**GIVEN TASK:**
Repeat all of the material below exactly as written, images excluded.

**RECORDED DATA:**
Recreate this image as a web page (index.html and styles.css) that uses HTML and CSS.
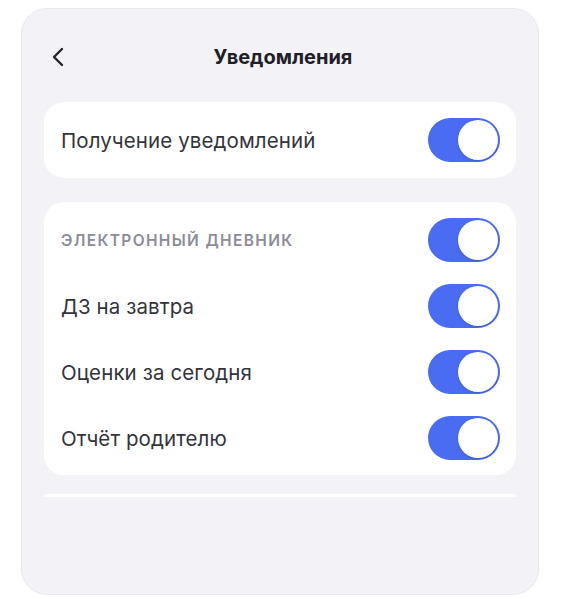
FILE: index.html
```html
<!DOCTYPE html>
<html>
<head>
  <meta charset="utf-8">
  <title>Уведомления</title>
  <link rel="stylesheet" href="styles.css">
</head>
<body>
  <div class="screen">
    <div class="header">
      <button class="back" type="button" aria-label="Назад">
        <svg width="14" height="20" viewBox="0 0 14 20">
          <path d="M11 2 L3 10 L11 18" fill="none" stroke="#22222c" stroke-width="2.4" stroke-linecap="round" stroke-linejoin="round"/>
        </svg>
      </button>
      <h1 class="title">Уведомления</h1>
      <span></span>
    </div>

    <div class="card single">
      <span class="label">Получение уведомлений</span>
      <label class="switch"><input type="checkbox" checked><span class="track"></span></label>
    </div>

    <div class="card group">
      <div class="row">
        <span class="section">Электронный дневник</span>
        <label class="switch"><input type="checkbox" checked><span class="track"></span></label>
      </div>
      <div class="row">
        <span class="label">ДЗ на завтра</span>
        <label class="switch"><input type="checkbox" checked><span class="track"></span></label>
      </div>
      <div class="row">
        <span class="label">Оценки за сегодня</span>
        <label class="switch"><input type="checkbox" checked><span class="track"></span></label>
      </div>
      <div class="row">
        <span class="label">Отчёт родителю</span>
        <label class="switch"><input type="checkbox" checked><span class="track"></span></label>
      </div>
    </div>

    <div class="card peek"></div>
  </div>
</body>
</html>
```

FILE: styles.css
```css
body {
  margin: 0;
  padding: 8px 22px 0 21px;
  background: #fff;
  font-family: Inter, "Noto Sans", sans-serif;
  color: #2b2b33;
}

.screen {
  box-sizing: border-box;
  height: 587px;
  padding: 0 22px;
  background: #f2f2f7;
  border: 1px solid #e8e9ef;
  border-radius: 26px;
  overflow: hidden;
}

.header {
  display: grid;
  grid-template-columns: 1fr auto 1fr;
  align-items: center;
  height: 74px;
  padding-top: 11px;
  margin-bottom: 8px;
}

.back {
  justify-self: start;
  margin-left: 7px;
  padding: 0;
  border: none;
  background: none;
  display: flex;
}

.title {
  margin: 0 0 0 6px;
  font-size: 20px;
  font-weight: 700;
  color: #1f1f28;
}

.card {
  background: #fff;
  border-radius: 20px;
}

.single {
  display: flex;
  align-items: center;
  justify-content: space-between;
  height: 76px;
  padding: 0 16px 0 17px;
  margin-bottom: 24px;
}

.group {
  padding: 5px 16px 4px 17px;
  margin-bottom: 19px;
}

.row {
  display: flex;
  align-items: center;
  justify-content: space-between;
  height: 66px;
}

.label {
  font-size: 20.5px;
  letter-spacing: 0.1px;
  color: #34343c;
}

.section {
  font-size: 15.5px;
  font-weight: 600;
  letter-spacing: 1.35px;
  text-transform: uppercase;
  color: #8c8c9b;
}

.peek {
  height: 3px;
  border-radius: 6px 6px 0 0;
}

.switch {
  position: relative;
  display: block;
  width: 72px;
  height: 44px;
}

.switch input {
  display: none;
}

.track {
  position: absolute;
  inset: 0;
  border-radius: 22px;
  background: #4a6cf2;
}

.track::after {
  content: "";
  position: absolute;
  top: 2px;
  right: 2px;
  width: 40px;
  height: 40px;
  border-radius: 50%;
  background: #fff;
  box-shadow: 0 1px 2px rgba(30, 40, 90, 0.25);
}
```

**FINAL RESULT:**
Recreate this image as a web page (index.html and styles.css) that uses HTML and CSS.
FILE: index.html
```html
<!DOCTYPE html>
<html>
<head>
  <meta charset="utf-8">
  <title>Уведомления</title>
  <link rel="stylesheet" href="styles.css">
</head>
<body>
  <div class="screen">
    <div class="header">
      <button class="back" type="button" aria-label="Назад">
        <svg width="14" height="20" viewBox="0 0 14 20">
          <path d="M11 2 L3 10 L11 18" fill="none" stroke="#22222c" stroke-width="2.4" stroke-linecap="round" stroke-linejoin="round"/>
        </svg>
      </button>
      <h1 class="title">Уведомления</h1>
      <span></span>
    </div>

    <div class="card single">
      <span class="label">Получение уведомлений</span>
      <label class="switch"><input type="checkbox" checked><span class="track"></span></label>
    </div>

    <div class="card group">
      <div class="row">
        <span class="section">Электронный дневник</span>
        <label class="switch"><input type="checkbox" checked><span class="track"></span></label>
      </div>
      <div class="row">
        <span class="label">ДЗ на завтра</span>
        <label class="switch"><input type="checkbox" checked><span class="track"></span></label>
      </div>
      <div class="row">
        <span class="label">Оценки за сегодня</span>
        <label class="switch"><input type="checkbox" checked><span class="track"></span></label>
      </div>
      <div class="row">
        <span class="label">Отчёт родителю</span>
        <label class="switch"><input type="checkbox" checked><span class="track"></span></label>
      </div>
    </div>

    <div class="card peek"></div>
  </div>
</body>
</html>
```

FILE: styles.css
```css
body {
  margin: 0;
  padding: 8px 22px 0 21px;
  background: #fff;
  font-family: Inter, "Noto Sans", sans-serif;
  color: #2b2b33;
}

.screen {
  box-sizing: border-box;
  height: 587px;
  padding: 0 22px;
  background: #f2f2f7;
  border: 1px solid #e8e9ef;
  border-radius: 26px;
  overflow: hidden;
}

.header {
  display: grid;
  grid-template-columns: 1fr auto 1fr;
  align-items: center;
  height: 74px;
  padding-top: 11px;
  margin-bottom: 8px;
}

.back {
  justify-self: start;
  margin-left: 7px;
  padding: 0;
  border: none;
  background: none;
  display: flex;
}

.title {
  margin: 0 0 0 6px;
  font-size: 20px;
  font-weight: 700;
  color: #1f1f28;
}

.card {
  background: #fff;
  border-radius: 20px;
}

.single {
  display: flex;
  align-items: center;
  justify-content: space-between;
  height: 76px;
  padding: 0 16px 0 17px;
  margin-bottom: 24px;
}

.group {
  padding: 5px 16px 4px 17px;
  margin-bottom: 19px;
}

.row {
  display: flex;
  align-items: center;
  justify-content: space-between;
  height: 66px;
}

.label {
  font-size: 20.5px;
  letter-spacing: 0.1px;
  color: #34343c;
}

.section {
  font-size: 15.5px;
  font-weight: 600;
  letter-spacing: 1.35px;
  text-transform: uppercase;
  color: #8c8c9b;
}

.peek {
  height: 3px;
  border-radius: 6px 6px 0 0;
}

.switch {
  position: relative;
  display: block;
  width: 72px;
  height: 44px;
}

.switch input {
  display: none;
}

.track {
  position: absolute;
  inset: 0;
  border-radius: 22px;
  background: #4a6cf2;
}

.track::after {
  content: "";
  position: absolute;
  top: 2px;
  right: 2px;
  width: 40px;
  height: 40px;
  border-radius: 50%;
  background: #fff;
  box-shadow: 0 1px 2px rgba(30, 40, 90, 0.25);
}
```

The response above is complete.